Nachtrag @ frei-blog: Ich weiß nicht, ob Du das benötigst, aber ich habe Dir einfach mal ein Notenblatt der deutschen Version des Songs samt den Akkordbezeichnungen eingescannt. :-)

Liebe Grüße!

schadensmeldung hat gesagt…

@charlie,
danke für den Scan, falls ich den Text nicht mehr finde.

Ich war schon über ein Jahr nicht mehr bei der Tafel in B.C., aus gutem Grund, obwohl ich auch nicht weiß, wie lange ich mich da noch raushalten kann. Beim letzten Besuch stellte ich fest, dass der Andrang immer größer wird, natürlich auch bedingt durch Familien, die ihr Land verlassen mußten.
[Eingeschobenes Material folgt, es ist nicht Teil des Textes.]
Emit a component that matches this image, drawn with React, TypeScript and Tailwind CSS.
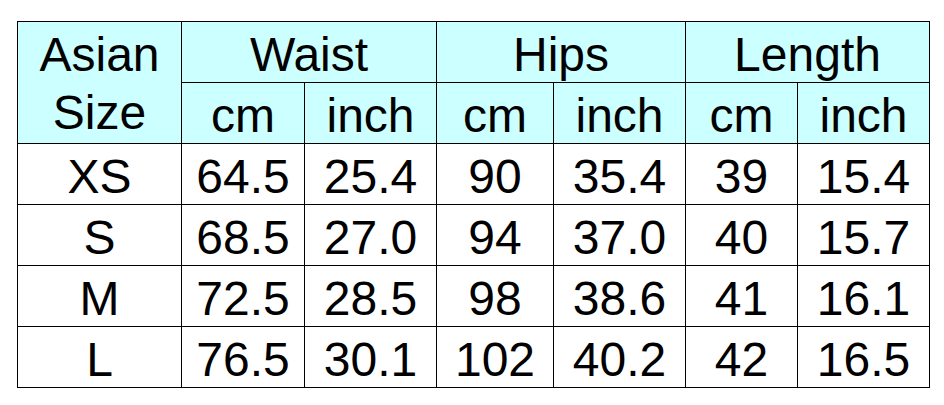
import React from 'react';

const rows = [
  ['XS', '64.5', '25.4', '90', '35.4', '39', '15.4'],
  ['S', '68.5', '27.0', '94', '37.0', '40', '15.7'],
  ['M', '72.5', '28.5', '98', '38.6', '41', '16.1'],
  ['L', '76.5', '30.1', '102', '40.2', '42', '16.5'],
];

const head = 'border border-black bg-[#ccffff] p-0 font-normal text-center align-middle';
const cell = 'border border-black p-0 pt-[6px] leading-none text-center align-middle';

export default function App() {
  return (
    <div
      className="w-[944px] h-[405px] bg-white pt-[21px] pl-[17px] text-black text-[48px]"
      style={{ fontFamily: '"Liberation Sans", Arial, sans-serif' }}
    >
      <table className="table-fixed border-collapse">
        <colgroup>
          <col className="w-[164px]" />
          <col className="w-[123px]" />
          <col className="w-[132px]" />
          <col className="w-[117px]" />
          <col className="w-[132px]" />
          <col className="w-[112px]" />
          <col className="w-[132px]" />
        </colgroup>
        <thead>
          <tr className="h-[61px]">
            <th rowSpan={2} className={`${head} leading-[58px] pt-[2px]`}>
              Asian
              <br />
              Size
            </th>
            <th colSpan={2} className={`${head} leading-none pt-[6px]`}>Waist</th>
            <th colSpan={2} className={`${head} leading-none pt-[6px]`}>Hips</th>
            <th colSpan={2} className={`${head} leading-none pt-[6px]`}>Length</th>
          </tr>
          <tr className="h-[61px]">
            {['cm', 'inch', 'cm', 'inch', 'cm', 'inch'].map((u, i) => (
              <th key={i} className={`${head} leading-none pt-[6px]`}>{u}</th>
            ))}
          </tr>
        </thead>
        <tbody>
          {rows.map((r) => (
            <tr key={r[0]} className="h-[61px]">
              {r.map((v, i) => (
                <td key={i} className={cell}>{v}</td>
              ))}
            </tr>
          ))}
        </tbody>
      </table>
    </div>
  );
}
Ich vernahm schon Meinungen, "... ob die es auch wirklich nötig hätten ..." und und und –
Bei solchen Tönen wird es mir speiübel.
Gruß Volker

Charlie hat gesagt…

@ frei-blog: Solche "Töne" sind kein Zufall, sondern - in schöner Kontinuität nicht erst seit der Weimarer Zeit - durchaus beabsichtigt: Wenn Habenichtse sich gegenseitig die Köpfe einschlagen, kann die "Elite" aufatmen. Wenn der kleine Angestellte auf den Niedriglöhner, der Niedriglöhner auf den Aufstocker, der Aufstocker auf den Arbeitslosen und alle gemeinsam auf den Flüchtling eindreschen, kann es sich die neofeudale Elite in ihren Swimming-Pools und Geldspeichern bequem machen und entspannt zuschauen, wie sich das Sklavenvieh selbst erledigt.

Mir wird dabei nicht nur speiübel, sondern in der Tat angst und bange.